▸ **AIM OF THE TASK**: Wherever "Tailwind" appears in a line, copy that line.

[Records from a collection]
# # # # # # #
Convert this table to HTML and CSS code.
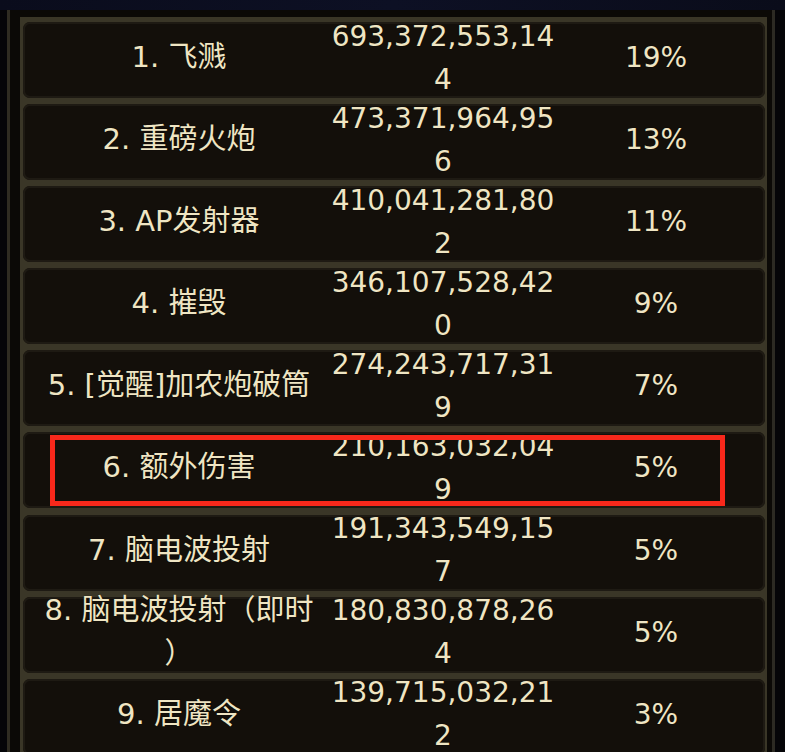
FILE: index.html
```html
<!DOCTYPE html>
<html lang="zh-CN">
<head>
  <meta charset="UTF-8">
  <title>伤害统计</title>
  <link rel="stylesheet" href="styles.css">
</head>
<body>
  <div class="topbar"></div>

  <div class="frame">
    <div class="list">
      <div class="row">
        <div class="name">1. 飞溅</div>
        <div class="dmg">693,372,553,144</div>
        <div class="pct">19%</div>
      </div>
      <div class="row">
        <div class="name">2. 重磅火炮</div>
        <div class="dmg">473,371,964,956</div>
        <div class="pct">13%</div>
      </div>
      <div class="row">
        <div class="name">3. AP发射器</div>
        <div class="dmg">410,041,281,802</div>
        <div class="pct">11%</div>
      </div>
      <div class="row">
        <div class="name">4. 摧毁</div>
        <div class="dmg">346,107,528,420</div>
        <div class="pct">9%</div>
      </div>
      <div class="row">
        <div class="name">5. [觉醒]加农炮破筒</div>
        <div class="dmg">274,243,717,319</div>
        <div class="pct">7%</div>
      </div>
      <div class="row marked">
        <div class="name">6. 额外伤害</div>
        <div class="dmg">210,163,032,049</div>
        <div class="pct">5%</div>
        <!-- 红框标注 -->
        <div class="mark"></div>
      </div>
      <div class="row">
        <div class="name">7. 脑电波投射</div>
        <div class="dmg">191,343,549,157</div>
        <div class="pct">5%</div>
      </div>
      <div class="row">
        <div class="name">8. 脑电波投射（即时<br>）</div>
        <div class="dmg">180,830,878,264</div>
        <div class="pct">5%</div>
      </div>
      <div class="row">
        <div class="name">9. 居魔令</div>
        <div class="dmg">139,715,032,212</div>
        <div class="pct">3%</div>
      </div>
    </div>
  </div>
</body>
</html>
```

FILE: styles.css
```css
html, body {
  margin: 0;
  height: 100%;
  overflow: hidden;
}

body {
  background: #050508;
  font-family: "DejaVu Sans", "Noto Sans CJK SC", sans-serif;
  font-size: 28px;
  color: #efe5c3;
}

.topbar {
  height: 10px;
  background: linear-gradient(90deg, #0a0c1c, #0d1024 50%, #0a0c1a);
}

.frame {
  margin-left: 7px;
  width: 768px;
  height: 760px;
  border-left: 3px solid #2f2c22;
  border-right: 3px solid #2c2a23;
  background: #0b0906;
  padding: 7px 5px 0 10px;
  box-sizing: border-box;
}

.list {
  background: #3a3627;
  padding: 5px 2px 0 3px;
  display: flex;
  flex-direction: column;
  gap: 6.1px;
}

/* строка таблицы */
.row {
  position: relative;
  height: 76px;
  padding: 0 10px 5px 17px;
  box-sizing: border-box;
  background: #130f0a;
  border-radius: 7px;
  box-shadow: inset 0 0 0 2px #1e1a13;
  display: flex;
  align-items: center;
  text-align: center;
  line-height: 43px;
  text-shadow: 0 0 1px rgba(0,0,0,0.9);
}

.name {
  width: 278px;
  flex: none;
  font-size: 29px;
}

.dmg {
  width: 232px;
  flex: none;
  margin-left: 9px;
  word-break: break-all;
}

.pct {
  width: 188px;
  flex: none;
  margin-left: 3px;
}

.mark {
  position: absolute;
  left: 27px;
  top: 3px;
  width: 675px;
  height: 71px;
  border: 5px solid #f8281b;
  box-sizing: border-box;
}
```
# # # # # # #
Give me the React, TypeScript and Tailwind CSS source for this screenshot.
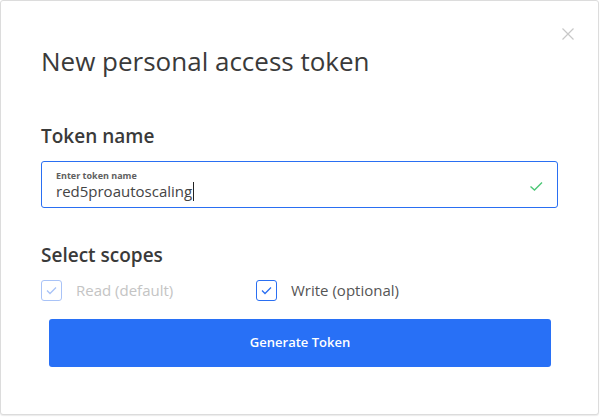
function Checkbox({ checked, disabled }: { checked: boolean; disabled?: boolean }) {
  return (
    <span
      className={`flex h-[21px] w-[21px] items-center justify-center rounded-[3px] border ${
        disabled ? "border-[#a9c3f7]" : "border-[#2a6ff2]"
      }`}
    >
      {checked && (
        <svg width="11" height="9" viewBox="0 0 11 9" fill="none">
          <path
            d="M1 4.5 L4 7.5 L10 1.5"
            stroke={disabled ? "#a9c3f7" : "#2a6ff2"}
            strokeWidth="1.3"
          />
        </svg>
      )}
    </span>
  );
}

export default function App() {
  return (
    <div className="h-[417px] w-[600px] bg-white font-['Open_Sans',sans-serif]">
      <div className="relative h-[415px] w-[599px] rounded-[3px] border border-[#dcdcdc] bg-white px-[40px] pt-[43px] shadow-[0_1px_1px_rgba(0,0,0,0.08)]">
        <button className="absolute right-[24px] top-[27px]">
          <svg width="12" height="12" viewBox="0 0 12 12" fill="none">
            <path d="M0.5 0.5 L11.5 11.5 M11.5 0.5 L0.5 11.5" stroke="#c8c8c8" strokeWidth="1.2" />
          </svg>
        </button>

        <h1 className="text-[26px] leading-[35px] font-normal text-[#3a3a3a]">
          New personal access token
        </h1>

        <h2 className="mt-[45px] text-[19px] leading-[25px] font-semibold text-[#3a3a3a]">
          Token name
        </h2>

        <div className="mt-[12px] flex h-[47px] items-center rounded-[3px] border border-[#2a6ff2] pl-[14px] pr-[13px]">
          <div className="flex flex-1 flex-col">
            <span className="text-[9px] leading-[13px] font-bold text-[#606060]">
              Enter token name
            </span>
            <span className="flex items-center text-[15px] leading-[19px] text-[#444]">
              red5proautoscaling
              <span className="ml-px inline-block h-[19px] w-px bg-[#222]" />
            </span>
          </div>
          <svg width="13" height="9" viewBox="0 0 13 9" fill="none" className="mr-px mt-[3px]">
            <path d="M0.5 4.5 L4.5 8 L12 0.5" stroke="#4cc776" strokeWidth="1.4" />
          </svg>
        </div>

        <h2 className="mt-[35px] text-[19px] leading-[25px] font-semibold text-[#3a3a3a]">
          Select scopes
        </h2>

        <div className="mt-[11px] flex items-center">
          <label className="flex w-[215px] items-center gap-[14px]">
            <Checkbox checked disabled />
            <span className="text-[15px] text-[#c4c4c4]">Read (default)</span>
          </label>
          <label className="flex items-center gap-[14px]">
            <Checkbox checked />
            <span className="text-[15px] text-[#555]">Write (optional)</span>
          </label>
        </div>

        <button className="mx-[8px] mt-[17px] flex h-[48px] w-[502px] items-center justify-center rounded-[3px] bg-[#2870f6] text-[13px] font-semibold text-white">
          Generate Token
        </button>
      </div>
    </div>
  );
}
# # # # # # #
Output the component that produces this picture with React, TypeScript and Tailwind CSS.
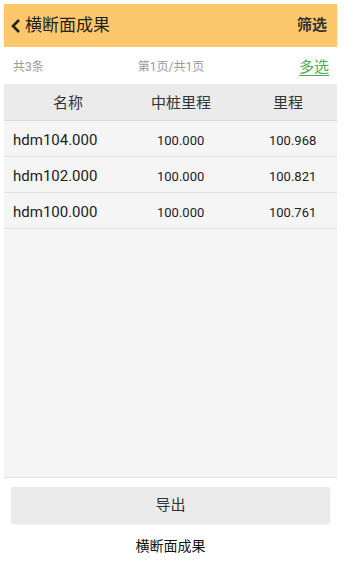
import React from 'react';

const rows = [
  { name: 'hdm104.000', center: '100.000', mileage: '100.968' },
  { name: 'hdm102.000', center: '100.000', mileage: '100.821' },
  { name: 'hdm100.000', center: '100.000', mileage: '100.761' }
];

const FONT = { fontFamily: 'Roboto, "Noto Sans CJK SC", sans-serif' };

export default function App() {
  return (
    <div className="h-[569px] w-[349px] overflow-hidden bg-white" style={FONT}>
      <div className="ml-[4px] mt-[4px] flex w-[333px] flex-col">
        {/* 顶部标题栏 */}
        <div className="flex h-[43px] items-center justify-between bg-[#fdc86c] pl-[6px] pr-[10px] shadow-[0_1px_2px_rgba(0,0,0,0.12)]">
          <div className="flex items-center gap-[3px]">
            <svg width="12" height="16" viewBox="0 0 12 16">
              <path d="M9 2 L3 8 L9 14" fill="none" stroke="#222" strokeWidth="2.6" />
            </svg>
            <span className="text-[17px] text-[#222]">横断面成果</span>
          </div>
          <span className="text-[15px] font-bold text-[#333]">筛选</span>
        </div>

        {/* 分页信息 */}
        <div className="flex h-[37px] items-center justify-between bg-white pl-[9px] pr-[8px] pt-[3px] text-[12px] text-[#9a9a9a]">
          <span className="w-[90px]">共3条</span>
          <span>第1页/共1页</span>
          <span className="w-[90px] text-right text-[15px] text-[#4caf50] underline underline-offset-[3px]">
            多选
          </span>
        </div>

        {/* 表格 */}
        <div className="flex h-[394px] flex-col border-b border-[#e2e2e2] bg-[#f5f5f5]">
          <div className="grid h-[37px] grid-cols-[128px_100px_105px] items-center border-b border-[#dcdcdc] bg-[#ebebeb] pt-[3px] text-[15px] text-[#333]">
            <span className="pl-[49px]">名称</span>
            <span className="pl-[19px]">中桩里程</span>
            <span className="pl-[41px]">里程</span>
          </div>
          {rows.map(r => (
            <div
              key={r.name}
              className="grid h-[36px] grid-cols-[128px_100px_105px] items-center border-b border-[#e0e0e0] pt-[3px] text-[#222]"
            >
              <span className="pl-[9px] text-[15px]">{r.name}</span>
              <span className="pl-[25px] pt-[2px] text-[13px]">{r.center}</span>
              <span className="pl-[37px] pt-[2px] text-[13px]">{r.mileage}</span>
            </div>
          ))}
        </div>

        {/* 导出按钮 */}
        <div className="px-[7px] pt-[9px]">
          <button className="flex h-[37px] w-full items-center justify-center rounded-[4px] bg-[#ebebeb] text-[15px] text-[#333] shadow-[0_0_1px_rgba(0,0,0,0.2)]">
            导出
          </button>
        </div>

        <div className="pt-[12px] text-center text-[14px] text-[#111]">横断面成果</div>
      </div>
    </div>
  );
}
# # # # # # #
▸ **COMPLETE OUTPUT**:
Give me the React, TypeScript and Tailwind CSS source for this screenshot.
Output the component that produces this picture with React, TypeScript and Tailwind CSS.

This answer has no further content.